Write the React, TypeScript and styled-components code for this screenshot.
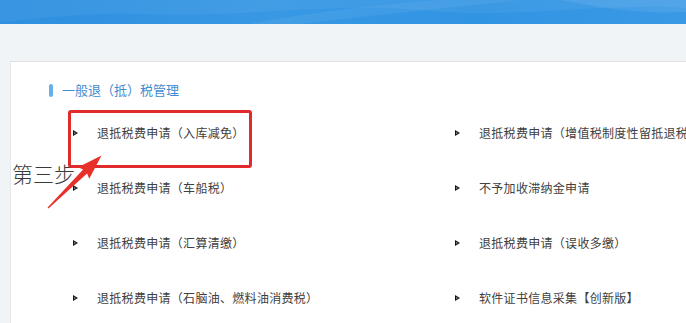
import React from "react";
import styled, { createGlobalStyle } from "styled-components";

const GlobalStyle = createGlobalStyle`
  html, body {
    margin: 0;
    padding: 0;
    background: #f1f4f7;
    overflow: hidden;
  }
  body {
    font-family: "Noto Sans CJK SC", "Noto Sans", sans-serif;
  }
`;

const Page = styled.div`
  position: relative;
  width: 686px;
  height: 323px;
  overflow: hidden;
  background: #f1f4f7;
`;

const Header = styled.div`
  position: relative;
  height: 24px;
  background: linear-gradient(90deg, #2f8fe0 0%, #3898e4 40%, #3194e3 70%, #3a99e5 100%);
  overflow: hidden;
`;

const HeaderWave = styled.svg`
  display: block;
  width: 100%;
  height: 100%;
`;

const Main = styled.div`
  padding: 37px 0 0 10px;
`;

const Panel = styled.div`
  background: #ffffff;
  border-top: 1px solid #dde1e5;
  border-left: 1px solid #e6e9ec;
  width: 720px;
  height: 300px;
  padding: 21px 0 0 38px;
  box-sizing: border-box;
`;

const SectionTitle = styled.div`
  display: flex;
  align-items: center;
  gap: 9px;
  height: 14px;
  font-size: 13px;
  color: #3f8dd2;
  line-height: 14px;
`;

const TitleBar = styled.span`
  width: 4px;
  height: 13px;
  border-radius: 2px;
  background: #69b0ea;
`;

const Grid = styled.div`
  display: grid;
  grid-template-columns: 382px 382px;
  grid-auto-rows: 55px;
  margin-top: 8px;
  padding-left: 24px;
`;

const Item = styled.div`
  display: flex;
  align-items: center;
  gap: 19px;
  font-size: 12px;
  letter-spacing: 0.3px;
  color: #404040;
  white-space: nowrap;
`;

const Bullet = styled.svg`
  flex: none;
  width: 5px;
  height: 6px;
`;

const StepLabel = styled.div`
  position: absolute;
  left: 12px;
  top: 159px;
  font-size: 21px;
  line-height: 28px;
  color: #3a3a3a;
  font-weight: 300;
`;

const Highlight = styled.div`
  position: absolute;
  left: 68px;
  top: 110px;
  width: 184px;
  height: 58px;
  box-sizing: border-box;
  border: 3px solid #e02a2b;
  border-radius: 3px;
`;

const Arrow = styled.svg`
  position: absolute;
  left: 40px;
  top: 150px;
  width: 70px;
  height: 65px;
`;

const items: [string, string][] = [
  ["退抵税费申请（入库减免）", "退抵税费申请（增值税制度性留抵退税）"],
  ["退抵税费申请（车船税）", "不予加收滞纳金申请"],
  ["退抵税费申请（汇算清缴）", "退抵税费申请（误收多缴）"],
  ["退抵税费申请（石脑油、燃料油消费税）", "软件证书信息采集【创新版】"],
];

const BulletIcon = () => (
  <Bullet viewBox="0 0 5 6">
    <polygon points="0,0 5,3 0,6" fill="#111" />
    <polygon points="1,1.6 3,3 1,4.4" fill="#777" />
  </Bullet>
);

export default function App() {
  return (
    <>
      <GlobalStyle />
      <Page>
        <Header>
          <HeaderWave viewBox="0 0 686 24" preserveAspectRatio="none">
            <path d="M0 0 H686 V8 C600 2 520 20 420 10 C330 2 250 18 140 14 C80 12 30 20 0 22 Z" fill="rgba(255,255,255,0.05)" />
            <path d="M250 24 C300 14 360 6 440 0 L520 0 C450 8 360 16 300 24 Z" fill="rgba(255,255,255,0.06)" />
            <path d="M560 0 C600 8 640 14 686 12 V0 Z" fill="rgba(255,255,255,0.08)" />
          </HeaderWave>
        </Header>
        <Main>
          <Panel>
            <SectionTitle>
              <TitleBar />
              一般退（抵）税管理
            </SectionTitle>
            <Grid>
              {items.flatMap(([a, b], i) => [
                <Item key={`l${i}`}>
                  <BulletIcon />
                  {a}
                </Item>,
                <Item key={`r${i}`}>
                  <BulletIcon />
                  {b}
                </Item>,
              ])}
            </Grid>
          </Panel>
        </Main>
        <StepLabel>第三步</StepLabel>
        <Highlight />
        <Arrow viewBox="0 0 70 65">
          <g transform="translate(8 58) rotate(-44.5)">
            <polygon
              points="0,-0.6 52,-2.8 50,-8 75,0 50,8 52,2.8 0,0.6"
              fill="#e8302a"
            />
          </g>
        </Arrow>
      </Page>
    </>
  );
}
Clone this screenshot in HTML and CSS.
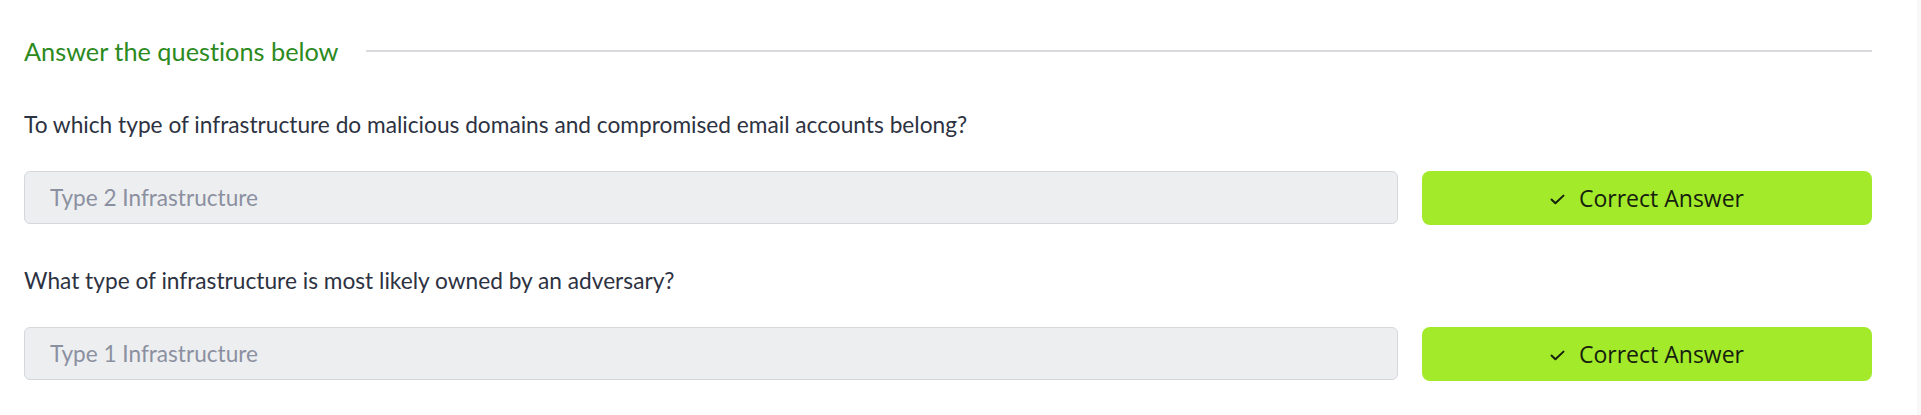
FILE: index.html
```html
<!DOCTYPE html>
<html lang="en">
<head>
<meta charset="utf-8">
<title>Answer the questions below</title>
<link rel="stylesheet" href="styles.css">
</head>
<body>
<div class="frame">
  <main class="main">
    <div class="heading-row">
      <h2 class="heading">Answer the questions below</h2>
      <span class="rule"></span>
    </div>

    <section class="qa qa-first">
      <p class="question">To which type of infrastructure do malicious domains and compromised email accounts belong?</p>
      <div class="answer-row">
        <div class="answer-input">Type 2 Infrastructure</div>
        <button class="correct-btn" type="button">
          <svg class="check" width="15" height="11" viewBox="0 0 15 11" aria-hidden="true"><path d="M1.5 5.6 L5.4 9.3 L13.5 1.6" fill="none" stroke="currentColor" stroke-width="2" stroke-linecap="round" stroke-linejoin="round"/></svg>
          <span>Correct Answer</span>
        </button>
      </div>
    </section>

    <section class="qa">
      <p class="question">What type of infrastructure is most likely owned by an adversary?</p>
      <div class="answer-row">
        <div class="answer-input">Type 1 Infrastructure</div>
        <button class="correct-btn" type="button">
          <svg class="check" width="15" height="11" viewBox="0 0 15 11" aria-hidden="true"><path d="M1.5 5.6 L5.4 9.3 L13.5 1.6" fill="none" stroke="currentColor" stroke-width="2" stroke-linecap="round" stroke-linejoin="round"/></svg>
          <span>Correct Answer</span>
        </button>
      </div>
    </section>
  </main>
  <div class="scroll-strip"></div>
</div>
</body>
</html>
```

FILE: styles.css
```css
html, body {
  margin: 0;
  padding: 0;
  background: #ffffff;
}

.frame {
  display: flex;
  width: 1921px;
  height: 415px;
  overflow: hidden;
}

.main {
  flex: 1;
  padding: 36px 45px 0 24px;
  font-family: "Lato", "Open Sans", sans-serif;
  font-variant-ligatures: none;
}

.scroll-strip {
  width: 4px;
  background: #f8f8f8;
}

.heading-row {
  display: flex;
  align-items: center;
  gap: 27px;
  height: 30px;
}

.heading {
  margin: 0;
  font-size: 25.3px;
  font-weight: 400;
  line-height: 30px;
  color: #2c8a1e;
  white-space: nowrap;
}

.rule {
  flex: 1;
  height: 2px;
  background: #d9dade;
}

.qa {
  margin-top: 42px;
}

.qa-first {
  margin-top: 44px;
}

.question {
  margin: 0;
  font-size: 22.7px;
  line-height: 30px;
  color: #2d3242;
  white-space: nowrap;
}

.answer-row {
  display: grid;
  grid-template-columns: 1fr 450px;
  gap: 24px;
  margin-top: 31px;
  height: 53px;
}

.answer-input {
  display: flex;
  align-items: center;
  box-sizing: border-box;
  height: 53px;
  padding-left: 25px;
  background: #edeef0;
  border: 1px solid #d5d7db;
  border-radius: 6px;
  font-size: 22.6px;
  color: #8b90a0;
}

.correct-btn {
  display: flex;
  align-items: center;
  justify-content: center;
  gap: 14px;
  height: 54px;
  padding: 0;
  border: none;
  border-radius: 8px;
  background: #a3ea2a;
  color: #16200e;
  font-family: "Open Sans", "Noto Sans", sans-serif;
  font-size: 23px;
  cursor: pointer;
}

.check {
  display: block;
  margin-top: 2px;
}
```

▬▬▬▬▬▬

• **Work to be completed**
From the listing above, pick out every line containing "screenshot".

• **Finished exercise**
Write the React, TypeScript and styled-components code for this screenshot.
Clone this screenshot in HTML and CSS.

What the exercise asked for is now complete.